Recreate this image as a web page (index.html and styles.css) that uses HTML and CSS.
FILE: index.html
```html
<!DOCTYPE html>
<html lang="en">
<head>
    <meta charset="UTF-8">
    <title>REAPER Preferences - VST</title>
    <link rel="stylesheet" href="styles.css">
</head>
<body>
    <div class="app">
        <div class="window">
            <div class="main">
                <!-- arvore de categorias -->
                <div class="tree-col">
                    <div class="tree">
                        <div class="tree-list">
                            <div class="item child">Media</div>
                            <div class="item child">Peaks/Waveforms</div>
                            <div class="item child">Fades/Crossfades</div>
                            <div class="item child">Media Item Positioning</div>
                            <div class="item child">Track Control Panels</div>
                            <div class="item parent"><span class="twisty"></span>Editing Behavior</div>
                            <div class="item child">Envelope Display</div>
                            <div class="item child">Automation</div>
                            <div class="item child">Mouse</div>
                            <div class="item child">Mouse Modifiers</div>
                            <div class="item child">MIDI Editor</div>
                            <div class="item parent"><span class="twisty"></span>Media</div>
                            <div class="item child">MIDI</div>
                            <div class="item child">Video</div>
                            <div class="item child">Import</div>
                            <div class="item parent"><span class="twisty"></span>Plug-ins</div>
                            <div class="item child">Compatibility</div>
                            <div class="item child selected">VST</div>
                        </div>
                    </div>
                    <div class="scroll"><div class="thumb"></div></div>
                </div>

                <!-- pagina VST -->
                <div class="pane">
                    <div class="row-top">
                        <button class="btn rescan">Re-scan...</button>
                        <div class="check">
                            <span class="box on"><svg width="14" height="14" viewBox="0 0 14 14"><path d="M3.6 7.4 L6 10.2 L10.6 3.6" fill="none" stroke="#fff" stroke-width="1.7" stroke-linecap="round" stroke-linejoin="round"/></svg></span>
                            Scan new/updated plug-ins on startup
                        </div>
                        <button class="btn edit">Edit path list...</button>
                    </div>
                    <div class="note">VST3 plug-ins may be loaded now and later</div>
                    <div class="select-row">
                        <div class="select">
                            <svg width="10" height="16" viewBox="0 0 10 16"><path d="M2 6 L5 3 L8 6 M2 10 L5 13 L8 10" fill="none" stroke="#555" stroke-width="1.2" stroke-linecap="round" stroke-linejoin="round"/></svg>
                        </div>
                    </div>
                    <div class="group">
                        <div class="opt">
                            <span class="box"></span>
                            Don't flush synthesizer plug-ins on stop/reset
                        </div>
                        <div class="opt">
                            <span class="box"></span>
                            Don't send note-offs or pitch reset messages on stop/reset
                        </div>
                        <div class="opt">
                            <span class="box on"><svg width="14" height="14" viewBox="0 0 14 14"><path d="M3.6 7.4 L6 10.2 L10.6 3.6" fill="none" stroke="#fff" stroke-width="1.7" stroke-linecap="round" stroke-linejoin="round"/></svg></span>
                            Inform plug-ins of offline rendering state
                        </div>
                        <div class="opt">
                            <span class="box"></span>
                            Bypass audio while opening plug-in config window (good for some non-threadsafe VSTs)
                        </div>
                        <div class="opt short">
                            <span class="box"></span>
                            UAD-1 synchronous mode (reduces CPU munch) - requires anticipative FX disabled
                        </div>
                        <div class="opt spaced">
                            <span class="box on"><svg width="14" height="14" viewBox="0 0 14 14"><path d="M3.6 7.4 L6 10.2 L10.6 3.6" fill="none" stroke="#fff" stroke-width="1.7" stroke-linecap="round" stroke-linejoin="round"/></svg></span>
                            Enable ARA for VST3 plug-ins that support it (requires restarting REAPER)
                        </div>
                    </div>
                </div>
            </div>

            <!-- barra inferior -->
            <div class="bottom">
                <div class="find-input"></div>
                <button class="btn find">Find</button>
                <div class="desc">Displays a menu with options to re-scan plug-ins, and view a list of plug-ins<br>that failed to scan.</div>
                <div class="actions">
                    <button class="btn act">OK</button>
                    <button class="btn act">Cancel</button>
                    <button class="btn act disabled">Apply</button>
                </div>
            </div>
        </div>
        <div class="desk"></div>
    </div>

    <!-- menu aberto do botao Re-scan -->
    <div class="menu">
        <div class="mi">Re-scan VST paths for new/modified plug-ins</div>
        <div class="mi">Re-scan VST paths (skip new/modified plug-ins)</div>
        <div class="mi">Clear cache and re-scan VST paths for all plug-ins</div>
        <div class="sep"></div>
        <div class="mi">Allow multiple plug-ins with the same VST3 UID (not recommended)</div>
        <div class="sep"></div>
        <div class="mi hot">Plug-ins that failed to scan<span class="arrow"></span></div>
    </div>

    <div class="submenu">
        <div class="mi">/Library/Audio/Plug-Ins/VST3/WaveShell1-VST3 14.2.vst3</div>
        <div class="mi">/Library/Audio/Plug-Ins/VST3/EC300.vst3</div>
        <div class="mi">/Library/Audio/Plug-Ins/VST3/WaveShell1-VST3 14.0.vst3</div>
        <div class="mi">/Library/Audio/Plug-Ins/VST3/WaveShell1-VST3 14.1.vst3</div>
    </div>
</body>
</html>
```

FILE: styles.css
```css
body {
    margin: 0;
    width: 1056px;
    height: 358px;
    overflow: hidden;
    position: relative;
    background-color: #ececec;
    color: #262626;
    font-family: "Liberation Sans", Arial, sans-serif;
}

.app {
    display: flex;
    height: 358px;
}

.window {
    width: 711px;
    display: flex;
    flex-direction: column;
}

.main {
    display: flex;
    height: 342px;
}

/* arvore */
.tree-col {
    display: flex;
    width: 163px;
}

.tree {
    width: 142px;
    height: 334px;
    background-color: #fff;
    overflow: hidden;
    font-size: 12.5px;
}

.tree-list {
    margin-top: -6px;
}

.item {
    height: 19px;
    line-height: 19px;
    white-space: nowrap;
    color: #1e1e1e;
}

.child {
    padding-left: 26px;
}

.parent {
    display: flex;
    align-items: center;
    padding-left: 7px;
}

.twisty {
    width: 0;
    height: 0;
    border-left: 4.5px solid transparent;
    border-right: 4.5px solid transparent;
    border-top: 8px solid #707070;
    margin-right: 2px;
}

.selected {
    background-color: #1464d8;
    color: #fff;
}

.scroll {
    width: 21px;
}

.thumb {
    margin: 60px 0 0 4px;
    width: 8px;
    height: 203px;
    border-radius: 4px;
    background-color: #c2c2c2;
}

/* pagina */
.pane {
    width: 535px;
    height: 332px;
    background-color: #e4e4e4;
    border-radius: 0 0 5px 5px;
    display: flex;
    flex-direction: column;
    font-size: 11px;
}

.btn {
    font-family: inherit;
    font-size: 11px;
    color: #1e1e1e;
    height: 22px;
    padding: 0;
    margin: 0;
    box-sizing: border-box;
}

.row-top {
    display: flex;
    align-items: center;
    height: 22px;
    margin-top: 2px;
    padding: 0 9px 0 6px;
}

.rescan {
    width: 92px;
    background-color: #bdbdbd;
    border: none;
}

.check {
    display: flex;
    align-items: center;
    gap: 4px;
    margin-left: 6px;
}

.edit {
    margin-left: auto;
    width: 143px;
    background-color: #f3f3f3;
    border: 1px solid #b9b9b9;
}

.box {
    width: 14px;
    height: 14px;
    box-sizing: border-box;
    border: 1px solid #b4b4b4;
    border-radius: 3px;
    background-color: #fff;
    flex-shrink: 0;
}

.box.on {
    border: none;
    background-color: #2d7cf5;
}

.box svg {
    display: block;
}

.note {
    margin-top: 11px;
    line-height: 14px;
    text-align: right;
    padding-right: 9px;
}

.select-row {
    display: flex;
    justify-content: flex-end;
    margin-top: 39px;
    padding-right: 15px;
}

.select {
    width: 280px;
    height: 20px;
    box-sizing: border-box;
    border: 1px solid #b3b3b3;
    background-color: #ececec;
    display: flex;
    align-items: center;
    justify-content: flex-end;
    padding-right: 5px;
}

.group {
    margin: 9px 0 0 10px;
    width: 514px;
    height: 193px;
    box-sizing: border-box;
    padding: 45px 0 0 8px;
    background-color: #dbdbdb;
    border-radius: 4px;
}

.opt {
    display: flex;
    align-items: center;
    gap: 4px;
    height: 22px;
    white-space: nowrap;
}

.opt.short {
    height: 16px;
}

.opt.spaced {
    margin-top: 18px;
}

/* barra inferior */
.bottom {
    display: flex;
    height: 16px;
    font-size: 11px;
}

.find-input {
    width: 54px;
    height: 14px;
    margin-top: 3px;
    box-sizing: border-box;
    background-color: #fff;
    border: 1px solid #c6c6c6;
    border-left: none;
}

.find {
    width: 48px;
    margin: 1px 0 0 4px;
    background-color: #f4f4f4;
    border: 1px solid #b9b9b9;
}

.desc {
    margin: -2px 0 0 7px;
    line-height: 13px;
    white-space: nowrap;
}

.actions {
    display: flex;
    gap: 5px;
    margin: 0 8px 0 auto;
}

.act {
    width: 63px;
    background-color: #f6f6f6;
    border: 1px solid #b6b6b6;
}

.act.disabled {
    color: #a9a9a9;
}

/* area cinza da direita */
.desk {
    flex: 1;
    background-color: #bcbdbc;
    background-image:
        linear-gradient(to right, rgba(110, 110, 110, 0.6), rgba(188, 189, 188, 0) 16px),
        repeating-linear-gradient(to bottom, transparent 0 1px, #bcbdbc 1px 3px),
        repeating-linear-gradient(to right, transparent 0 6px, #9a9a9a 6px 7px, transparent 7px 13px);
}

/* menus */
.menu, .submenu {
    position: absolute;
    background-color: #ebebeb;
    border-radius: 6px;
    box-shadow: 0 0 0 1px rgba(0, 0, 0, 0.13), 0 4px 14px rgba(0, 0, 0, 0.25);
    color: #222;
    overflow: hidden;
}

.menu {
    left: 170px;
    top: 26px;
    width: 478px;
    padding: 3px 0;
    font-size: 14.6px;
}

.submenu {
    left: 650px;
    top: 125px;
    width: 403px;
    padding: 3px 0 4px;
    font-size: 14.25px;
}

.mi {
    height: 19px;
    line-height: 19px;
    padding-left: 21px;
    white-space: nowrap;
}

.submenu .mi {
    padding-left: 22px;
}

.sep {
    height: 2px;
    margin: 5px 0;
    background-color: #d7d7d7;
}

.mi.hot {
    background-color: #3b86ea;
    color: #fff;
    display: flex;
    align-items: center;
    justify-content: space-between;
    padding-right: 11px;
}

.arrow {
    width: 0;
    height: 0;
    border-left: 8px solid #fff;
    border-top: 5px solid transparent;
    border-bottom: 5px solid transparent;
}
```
____________________
TASK REQUIREMENTS
Among the lines above, how many contain the string "styles"? State the number alone.

ANSWER TO THE EXERCISE
3